Quite similar to the drystart the amount of moisture is vital for operating a Wabi-Kusa - especially in the early phase, where the plants still need to get acclimatized. The rule here is: less is more! Too much humidity often causes the plants to disintegrate into slush. Waterlogging in the substrate need to be prevented as well. A too-high waterlevel in combination with enough incidence of light can lead to algic growth in the lower regions.
Suitable locations for a Wabi Kusa are rooms with a constant climate throughout the year. Just like some indoor plants, emersed aquarium plants in an open Wabi-Kusa don’t stomach dry air too well. This can be caused by heavy heating in the autumn and winter months. Windowsills with radiators underneath are less suitable places for a Wabi-Kusa. Living rooms, which are heated with a fireplace, are ruled out for the same reasons. More suitable are "wet” rooms such as bathrooms or guest toilets, but also bedrooms or offices.
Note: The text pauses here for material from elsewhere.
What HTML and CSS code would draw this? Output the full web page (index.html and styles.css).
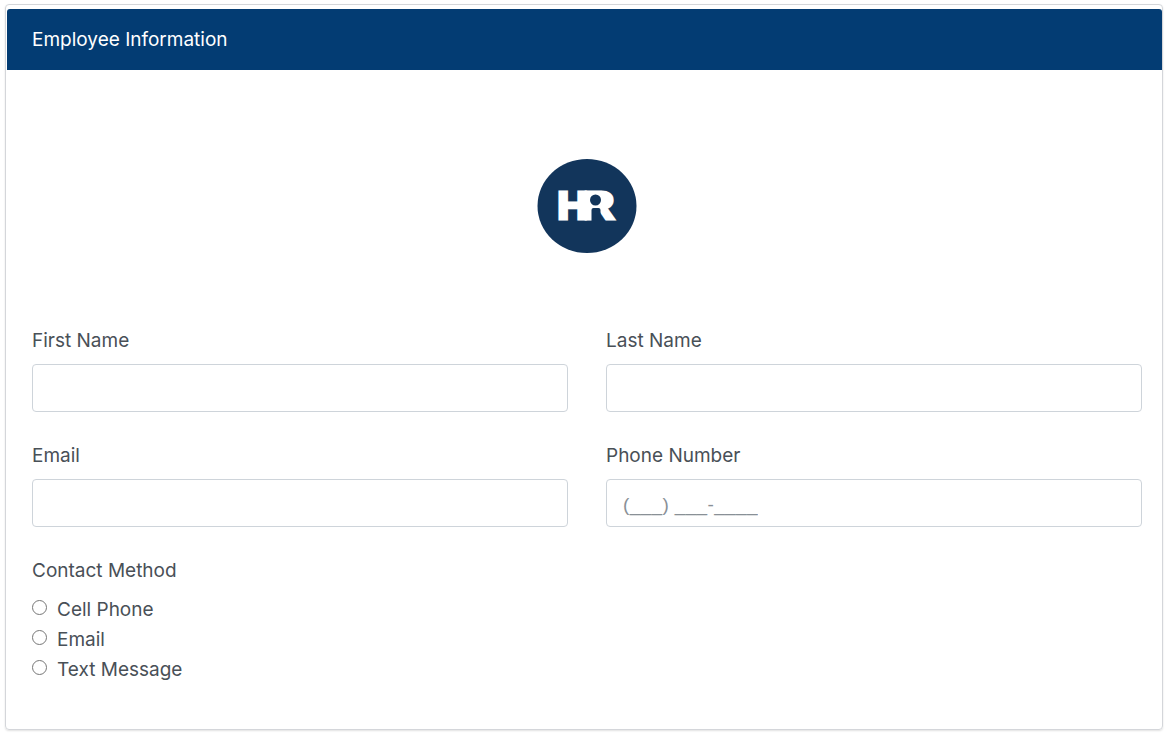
FILE: index.html
```html
<!DOCTYPE html>
<html lang="en">
<head>
    <meta charset="UTF-8">
    <meta name="viewport" content="width=device-width, initial-scale=1.0">
    <title>Employee Information</title>
    <link rel="stylesheet" href="styles.css">
</head>
<body>

    <div class="card">
        <div class="card-header">Employee Information</div>
        <div class="card-body">

            <div class="logo">
                <svg width="100" height="94" viewBox="0 0 100 94" role="img" aria-label="HR">
                    <ellipse cx="50" cy="47" rx="49.5" ry="47" fill="#12355b"/>
                    <text class="logo-text" transform="scale(1.12 1)" x="18" y="60.5">HR</text>
                    <!-- fill the R's counter so the person sits in a solid bowl -->
                    <rect x="52" y="36" width="16" height="12" fill="#fff"/>
                    <circle cx="58.5" cy="41" r="5.5" fill="#12355b"/>
                    <path d="M54.5 63 V51 Q54.5 49 56.5 49 H61.5 Q63.5 49 63.5 51 V63 Z" fill="#12355b"/>
                </svg>
            </div>

            <form class="form-grid">
                <div class="field">
                    <label for="firstName">First Name</label>
                    <input type="text" id="firstName">
                </div>
                <div class="field">
                    <label for="lastName">Last Name</label>
                    <input type="text" id="lastName">
                </div>
                <div class="field">
                    <label for="email">Email</label>
                    <input type="text" id="email">
                </div>
                <div class="field">
                    <label for="phone">Phone Number</label>
                    <input type="text" id="phone" placeholder="(___) ___-____">
                </div>
                <div class="field">
                    <div class="group-label">Contact Method</div>
                    <label class="radio"><input type="radio" name="contact"><span>Cell Phone</span></label>
                    <label class="radio"><input type="radio" name="contact"><span>Email</span></label>
                    <label class="radio"><input type="radio" name="contact"><span>Text Message</span></label>
                </div>
            </form>

        </div>
    </div>

</body>
</html>
```

FILE: styles.css
```css
* { box-sizing: border-box; }
body { margin: 0; padding: 4px 4px 4px 5px; height: 734px; overflow: hidden; background: #fff; font-family: Inter, "Liberation Sans", sans-serif; font-size: 19px; color: #495057; }
.card { height: 726px; border: 1px solid #d4d6da; border-radius: 4px; padding: 4px 0 0 1px; box-shadow: 0 1px 2px rgba(0,0,0,0.12); }
.card-header { height: 61px; padding-left: 25px; background: #033c73; color: #fff; line-height: 61px; border-radius: 3px 3px 0 0; }
.card-body { padding: 89px 20px 0 25px; }
.logo { display: flex; justify-content: center; height: 94px; margin-bottom: 75px; padding-right: 1px; }
.logo-text { font-family: "Liberation Sans", sans-serif; font-weight: 700; font-size: 38px; letter-spacing: -3.9px; fill: #fff; stroke: #fff; stroke-width: 3px; }
.form-grid { display: grid; grid-template-columns: 536px 536px; column-gap: 38px; row-gap: 31px; }
.field label, .group-label { display: block; line-height: 24px; }
.field > label { padding-top: 1px; height: 24px; margin-bottom: 12px; }
.field input[type="text"] { display: block; width: 100%; height: 48px; padding: 2px 15px 0 16px; border: 1px solid #ced4da; border-radius: 4px; font: inherit; color: #495057; outline: none; }
.field input::placeholder { color: #6c757d; opacity: 0.8; font-family: "Liberation Sans", sans-serif; letter-spacing: 0.35px; }
.group-label { padding-top: 1px; height: 24px; margin-bottom: 12px; }
.field > .radio { display: flex; align-items: center; height: 30px; margin-bottom: 0; padding-top: 0; }
.radio input { width: 15px; height: 15px; margin: 0 10px 3px 0; accent-color: #495057; }
.radio span { padding-top: 2px; }
```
Copyright by Frederic Fuss Aquascaping
After having completely switched to emersed growth, the Wabi-Kusa won’t need too much care. Depending on its location it should be periodically (twice a day) sprayed with soft water. Vaporized water from the bowl or vase is topped up and dead plant material removed. The plants are trimmed if necessary. As far as technology is concerned, only a light is needed, which is in the best case timer-operated. It is possible to run the planted bowls completely without any tech involved, if location and light incidence are right.
Fertilizer should only be added to the spraywater after a longer standing time and if the plants don’t grow as expected.